» INSTRUCTIONS FOR THE TASK: What is the number of lines holding the word "code"? Write that number and nothing else.

» EXTRACTED RECORDS:
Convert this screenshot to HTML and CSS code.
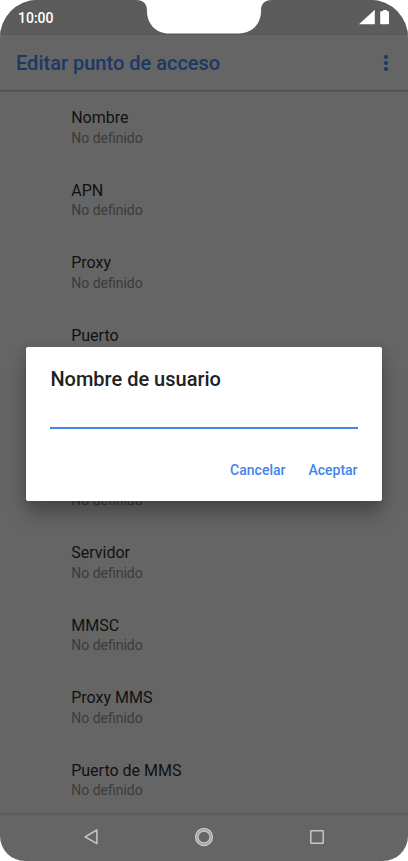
---
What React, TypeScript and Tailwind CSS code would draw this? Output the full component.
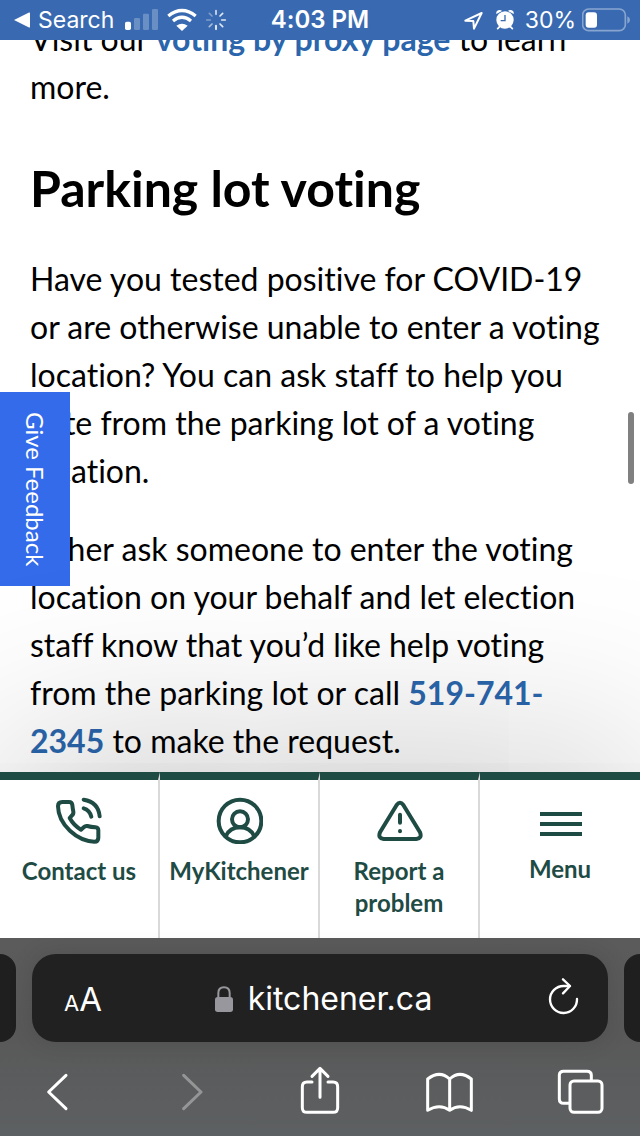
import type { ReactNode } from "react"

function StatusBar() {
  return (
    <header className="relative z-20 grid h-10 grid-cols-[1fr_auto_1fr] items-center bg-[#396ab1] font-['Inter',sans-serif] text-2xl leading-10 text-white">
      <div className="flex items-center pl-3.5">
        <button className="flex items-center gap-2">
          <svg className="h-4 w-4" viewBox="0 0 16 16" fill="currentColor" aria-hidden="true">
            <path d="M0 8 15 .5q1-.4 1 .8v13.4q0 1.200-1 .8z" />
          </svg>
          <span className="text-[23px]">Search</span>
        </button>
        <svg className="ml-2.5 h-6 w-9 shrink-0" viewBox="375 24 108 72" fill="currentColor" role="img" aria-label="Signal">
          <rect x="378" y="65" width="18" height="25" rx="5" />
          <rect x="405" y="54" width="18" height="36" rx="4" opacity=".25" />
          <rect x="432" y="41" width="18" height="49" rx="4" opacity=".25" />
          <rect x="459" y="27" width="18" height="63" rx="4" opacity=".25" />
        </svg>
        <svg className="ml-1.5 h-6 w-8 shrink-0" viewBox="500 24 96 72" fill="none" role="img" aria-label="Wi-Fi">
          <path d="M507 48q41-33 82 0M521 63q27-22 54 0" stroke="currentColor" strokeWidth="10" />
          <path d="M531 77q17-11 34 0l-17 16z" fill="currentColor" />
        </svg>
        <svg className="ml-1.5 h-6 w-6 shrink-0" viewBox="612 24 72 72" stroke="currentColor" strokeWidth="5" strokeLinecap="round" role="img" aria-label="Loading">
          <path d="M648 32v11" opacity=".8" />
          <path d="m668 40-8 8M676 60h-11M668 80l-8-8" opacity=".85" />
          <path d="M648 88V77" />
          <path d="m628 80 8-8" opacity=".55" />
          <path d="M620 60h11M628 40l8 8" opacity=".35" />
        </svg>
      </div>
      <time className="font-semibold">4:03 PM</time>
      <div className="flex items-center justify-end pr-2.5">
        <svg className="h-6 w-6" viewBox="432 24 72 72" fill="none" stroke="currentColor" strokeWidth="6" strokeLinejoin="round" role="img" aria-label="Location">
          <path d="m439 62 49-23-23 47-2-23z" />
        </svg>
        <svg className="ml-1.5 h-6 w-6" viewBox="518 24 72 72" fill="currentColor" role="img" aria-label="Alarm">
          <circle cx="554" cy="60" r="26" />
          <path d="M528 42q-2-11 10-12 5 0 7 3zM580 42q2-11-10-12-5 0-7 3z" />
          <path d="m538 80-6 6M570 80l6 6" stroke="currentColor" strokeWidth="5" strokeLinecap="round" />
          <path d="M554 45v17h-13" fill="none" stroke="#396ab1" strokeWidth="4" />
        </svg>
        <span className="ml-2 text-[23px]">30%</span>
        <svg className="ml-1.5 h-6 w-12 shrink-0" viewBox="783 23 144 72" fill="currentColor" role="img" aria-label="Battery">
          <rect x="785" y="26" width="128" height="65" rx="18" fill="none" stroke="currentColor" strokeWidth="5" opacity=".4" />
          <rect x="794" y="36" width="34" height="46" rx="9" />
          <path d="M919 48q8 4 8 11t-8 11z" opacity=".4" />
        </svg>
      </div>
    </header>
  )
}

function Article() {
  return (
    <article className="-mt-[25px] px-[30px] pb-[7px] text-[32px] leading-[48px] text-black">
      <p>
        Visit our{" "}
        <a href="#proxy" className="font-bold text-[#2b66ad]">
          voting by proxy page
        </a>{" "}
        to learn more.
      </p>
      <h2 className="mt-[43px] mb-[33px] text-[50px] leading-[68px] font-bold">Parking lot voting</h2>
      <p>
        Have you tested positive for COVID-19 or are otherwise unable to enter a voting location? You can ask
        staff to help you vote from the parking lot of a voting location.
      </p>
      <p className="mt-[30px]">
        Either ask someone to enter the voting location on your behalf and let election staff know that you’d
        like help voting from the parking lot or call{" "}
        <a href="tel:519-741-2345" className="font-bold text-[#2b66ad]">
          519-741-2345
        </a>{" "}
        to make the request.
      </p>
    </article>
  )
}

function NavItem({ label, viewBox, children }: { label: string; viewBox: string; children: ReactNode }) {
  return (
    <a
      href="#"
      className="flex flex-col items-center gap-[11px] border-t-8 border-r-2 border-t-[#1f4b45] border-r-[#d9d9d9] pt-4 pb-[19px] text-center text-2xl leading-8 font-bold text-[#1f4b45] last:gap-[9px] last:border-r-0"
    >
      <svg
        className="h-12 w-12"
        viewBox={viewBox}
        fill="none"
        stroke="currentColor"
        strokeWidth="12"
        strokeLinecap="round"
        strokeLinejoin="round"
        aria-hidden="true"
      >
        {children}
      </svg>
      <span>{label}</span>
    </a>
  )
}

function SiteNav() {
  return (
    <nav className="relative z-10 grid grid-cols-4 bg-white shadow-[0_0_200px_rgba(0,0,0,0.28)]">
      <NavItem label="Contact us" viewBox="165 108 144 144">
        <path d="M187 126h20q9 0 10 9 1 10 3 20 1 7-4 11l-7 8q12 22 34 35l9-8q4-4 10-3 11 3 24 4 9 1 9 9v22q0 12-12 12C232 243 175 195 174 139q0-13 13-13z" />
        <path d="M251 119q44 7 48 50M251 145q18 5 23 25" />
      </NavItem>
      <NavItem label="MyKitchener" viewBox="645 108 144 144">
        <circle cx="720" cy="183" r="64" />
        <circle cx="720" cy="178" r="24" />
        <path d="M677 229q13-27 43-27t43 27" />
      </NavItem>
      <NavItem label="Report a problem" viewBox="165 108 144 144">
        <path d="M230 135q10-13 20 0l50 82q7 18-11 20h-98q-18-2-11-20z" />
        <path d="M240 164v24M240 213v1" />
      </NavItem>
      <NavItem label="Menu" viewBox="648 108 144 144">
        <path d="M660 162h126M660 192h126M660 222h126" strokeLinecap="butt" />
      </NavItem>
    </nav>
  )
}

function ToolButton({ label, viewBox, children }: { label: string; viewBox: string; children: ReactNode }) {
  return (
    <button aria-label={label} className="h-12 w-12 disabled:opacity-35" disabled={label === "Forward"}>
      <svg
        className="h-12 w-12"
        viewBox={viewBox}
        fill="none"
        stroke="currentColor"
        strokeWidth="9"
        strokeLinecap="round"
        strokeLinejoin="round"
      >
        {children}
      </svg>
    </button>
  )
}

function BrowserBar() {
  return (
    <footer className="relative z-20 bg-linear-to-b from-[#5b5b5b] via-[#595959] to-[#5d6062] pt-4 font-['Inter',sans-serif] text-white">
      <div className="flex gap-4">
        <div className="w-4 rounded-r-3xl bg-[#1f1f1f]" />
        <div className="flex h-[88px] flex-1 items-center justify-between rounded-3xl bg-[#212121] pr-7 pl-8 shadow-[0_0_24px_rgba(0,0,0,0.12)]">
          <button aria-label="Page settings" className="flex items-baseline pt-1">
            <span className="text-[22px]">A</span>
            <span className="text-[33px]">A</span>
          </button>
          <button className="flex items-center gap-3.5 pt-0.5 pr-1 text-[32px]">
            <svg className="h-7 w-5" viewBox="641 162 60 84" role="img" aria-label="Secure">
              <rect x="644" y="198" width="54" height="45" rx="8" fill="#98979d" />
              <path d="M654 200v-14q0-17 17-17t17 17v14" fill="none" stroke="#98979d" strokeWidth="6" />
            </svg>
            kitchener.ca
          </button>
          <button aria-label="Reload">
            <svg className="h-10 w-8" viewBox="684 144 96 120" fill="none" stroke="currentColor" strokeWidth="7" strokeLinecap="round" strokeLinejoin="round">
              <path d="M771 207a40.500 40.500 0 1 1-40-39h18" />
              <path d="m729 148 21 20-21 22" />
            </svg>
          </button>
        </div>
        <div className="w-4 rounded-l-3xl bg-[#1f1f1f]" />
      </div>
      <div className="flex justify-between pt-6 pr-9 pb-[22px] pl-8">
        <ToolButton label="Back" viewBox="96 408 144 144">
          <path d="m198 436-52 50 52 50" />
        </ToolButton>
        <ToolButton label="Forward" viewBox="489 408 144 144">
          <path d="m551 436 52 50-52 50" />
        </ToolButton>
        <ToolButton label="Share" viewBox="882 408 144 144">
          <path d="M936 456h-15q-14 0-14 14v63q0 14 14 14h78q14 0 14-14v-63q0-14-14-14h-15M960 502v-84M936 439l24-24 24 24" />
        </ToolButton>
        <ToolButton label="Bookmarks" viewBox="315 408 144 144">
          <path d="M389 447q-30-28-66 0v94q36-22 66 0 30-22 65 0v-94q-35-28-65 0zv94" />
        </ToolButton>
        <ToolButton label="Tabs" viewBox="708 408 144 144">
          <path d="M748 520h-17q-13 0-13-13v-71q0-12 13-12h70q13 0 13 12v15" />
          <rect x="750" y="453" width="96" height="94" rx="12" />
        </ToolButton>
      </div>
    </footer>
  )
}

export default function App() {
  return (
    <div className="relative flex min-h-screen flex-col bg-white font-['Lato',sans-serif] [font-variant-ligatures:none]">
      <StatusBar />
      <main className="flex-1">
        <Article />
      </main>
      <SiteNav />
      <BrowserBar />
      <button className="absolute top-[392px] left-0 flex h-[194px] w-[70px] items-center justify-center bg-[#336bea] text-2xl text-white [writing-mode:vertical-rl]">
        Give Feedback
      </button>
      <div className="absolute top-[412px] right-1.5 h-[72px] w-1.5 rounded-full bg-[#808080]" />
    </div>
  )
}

» SOLUTION BELOW: 2